# ENTRIES SUPPLIED
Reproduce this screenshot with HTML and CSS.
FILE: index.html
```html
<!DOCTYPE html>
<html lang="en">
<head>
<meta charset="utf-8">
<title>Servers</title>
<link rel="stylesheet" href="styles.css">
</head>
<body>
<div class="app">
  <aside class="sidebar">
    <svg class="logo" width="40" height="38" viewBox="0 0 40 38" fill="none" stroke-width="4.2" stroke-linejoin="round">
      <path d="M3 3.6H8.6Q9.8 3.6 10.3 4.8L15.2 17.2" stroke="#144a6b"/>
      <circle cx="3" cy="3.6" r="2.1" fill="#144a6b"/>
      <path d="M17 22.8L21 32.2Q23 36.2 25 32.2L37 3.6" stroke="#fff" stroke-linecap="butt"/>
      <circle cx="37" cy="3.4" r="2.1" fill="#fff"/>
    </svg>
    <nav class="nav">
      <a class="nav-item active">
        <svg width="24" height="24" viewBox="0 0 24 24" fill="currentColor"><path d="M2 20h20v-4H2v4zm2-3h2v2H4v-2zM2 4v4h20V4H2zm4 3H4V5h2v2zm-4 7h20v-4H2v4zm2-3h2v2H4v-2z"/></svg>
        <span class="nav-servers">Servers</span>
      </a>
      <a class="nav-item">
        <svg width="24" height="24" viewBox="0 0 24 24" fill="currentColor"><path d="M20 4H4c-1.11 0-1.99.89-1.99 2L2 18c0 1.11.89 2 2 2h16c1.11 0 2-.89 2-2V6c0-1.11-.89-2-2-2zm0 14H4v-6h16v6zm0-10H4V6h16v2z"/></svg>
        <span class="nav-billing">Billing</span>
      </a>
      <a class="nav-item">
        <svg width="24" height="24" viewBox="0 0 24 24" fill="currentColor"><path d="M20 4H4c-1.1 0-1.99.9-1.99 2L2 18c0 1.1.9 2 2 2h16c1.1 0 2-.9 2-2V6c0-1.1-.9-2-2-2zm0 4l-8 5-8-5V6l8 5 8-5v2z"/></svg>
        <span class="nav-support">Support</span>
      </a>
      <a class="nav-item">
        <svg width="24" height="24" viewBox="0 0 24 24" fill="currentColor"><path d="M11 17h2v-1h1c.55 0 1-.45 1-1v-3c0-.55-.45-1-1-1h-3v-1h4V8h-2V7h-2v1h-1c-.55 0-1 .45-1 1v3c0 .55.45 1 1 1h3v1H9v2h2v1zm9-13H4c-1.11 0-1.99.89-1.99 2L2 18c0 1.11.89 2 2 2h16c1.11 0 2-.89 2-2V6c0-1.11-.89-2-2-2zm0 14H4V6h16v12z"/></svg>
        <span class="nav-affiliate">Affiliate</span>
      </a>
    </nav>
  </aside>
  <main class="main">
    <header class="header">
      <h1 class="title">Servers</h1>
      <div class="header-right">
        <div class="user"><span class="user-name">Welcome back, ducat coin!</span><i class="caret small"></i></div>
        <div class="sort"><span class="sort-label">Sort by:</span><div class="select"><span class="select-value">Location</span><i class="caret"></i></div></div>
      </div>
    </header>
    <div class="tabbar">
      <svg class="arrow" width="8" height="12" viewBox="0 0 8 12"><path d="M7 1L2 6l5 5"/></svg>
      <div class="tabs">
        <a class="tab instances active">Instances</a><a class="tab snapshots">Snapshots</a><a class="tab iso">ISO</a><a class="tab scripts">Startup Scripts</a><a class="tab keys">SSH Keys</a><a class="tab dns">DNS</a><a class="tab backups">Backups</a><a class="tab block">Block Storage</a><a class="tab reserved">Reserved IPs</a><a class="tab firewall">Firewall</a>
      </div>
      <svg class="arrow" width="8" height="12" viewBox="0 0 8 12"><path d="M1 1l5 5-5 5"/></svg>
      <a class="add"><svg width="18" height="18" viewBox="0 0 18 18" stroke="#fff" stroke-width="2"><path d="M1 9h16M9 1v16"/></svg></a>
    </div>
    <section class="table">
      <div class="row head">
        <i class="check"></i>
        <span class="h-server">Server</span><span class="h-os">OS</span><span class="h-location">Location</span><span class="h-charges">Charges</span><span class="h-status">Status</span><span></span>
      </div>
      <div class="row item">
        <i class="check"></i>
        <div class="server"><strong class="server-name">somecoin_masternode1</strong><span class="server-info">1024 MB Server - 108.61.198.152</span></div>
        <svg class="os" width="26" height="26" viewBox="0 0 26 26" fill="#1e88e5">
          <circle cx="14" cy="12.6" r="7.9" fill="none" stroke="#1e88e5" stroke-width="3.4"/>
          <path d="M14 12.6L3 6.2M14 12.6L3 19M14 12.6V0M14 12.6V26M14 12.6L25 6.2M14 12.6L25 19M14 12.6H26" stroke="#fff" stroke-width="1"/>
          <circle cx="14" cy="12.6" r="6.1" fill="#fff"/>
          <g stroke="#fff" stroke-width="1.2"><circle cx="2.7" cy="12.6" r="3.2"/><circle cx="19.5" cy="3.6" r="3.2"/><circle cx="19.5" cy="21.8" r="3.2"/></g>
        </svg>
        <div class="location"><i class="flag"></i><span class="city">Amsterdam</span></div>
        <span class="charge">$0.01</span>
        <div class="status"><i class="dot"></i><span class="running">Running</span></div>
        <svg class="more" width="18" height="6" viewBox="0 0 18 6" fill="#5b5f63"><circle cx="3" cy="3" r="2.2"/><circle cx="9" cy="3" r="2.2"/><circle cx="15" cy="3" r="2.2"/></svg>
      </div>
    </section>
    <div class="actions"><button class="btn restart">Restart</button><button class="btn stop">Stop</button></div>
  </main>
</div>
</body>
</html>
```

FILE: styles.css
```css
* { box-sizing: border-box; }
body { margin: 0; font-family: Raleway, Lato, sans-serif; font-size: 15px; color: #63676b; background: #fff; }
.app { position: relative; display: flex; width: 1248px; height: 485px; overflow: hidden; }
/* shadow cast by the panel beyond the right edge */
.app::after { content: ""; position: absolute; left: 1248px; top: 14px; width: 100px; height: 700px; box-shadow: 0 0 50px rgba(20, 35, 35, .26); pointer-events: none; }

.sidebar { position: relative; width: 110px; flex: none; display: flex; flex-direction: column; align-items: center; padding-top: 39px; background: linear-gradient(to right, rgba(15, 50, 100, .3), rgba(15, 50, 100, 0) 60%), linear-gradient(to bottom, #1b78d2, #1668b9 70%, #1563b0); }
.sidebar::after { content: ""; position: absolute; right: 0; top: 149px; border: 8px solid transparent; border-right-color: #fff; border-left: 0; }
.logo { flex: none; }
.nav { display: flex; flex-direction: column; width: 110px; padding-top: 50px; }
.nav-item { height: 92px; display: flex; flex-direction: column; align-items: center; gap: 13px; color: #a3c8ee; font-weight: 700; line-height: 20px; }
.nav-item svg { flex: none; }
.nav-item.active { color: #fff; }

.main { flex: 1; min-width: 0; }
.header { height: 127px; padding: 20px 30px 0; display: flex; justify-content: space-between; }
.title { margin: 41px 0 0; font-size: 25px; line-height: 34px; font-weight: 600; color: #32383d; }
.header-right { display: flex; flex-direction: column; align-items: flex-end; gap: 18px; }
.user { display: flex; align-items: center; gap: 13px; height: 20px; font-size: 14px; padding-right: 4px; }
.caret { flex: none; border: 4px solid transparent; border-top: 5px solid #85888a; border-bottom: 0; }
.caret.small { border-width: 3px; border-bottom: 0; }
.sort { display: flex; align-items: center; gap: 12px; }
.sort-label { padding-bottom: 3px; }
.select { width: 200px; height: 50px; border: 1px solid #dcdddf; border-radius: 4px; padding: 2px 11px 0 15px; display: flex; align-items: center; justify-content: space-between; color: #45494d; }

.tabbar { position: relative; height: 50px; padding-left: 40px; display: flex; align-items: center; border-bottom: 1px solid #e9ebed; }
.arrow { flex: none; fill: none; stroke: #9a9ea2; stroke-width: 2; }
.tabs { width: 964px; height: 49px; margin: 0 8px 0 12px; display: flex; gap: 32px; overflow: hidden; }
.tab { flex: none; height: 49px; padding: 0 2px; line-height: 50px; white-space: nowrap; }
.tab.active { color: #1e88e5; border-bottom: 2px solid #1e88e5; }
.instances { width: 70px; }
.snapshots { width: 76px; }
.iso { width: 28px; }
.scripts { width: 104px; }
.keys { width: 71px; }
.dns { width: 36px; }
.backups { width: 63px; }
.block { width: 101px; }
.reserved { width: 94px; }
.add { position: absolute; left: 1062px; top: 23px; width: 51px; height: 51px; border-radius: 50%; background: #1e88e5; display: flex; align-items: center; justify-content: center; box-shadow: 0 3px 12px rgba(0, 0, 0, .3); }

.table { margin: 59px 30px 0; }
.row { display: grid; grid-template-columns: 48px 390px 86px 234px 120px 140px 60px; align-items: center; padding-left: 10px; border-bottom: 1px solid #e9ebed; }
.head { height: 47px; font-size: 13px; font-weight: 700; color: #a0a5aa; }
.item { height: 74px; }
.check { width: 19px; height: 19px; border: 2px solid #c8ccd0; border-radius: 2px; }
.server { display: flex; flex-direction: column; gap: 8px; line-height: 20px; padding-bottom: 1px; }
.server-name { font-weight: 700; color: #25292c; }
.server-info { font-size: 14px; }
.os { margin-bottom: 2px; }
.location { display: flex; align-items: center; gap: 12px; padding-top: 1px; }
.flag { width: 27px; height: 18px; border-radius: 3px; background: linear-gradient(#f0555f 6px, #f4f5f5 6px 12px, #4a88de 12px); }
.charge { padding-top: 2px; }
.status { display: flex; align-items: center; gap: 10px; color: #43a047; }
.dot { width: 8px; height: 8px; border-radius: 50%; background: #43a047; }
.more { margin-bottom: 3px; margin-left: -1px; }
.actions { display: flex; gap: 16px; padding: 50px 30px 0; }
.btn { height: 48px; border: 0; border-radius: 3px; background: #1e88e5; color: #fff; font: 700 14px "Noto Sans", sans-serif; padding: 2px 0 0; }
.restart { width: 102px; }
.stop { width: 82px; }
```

--

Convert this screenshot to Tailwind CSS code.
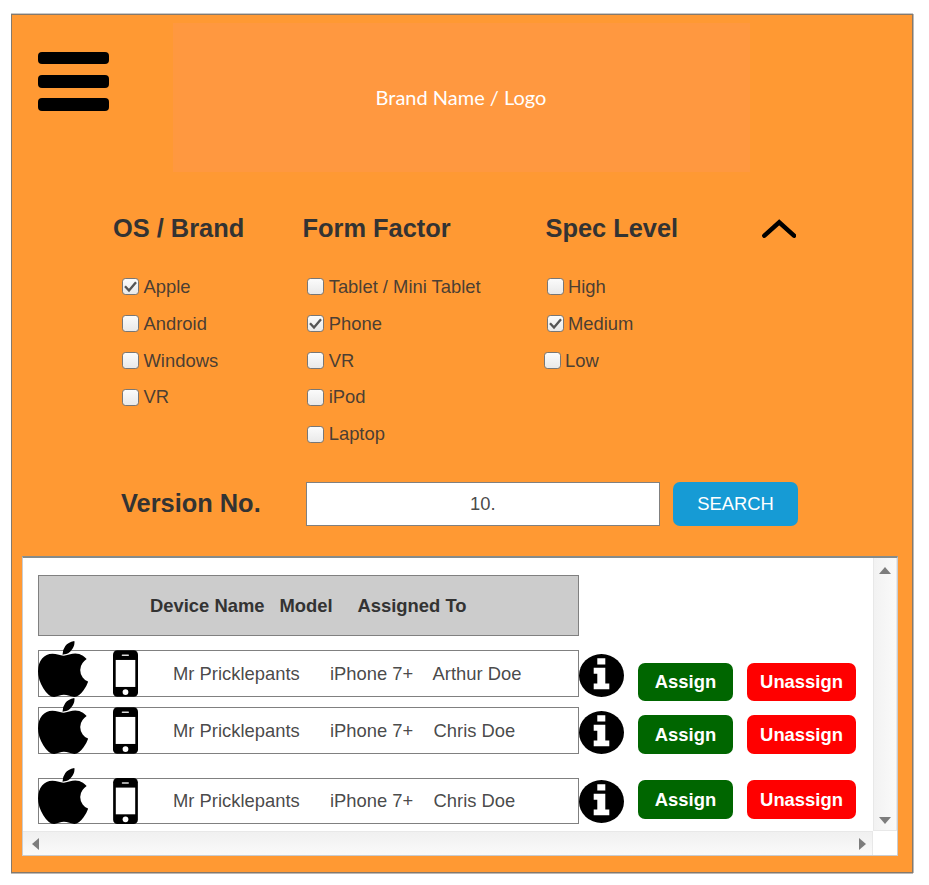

* * *

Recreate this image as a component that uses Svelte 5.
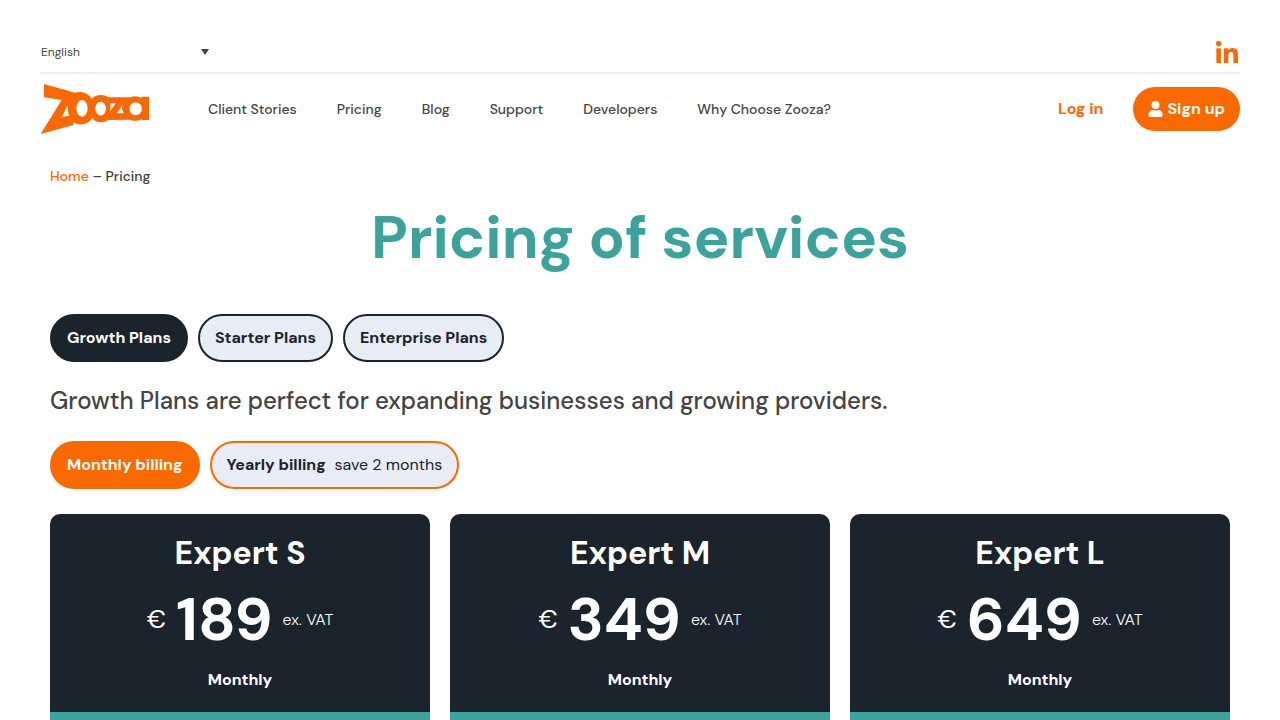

# WRITTEN TASK
Find the lines holding "this" and list every one.

# FINAL RESULT
Reproduce this screenshot with HTML and CSS.
Convert this screenshot to Tailwind CSS code.
Recreate this image as a component that uses Svelte 5.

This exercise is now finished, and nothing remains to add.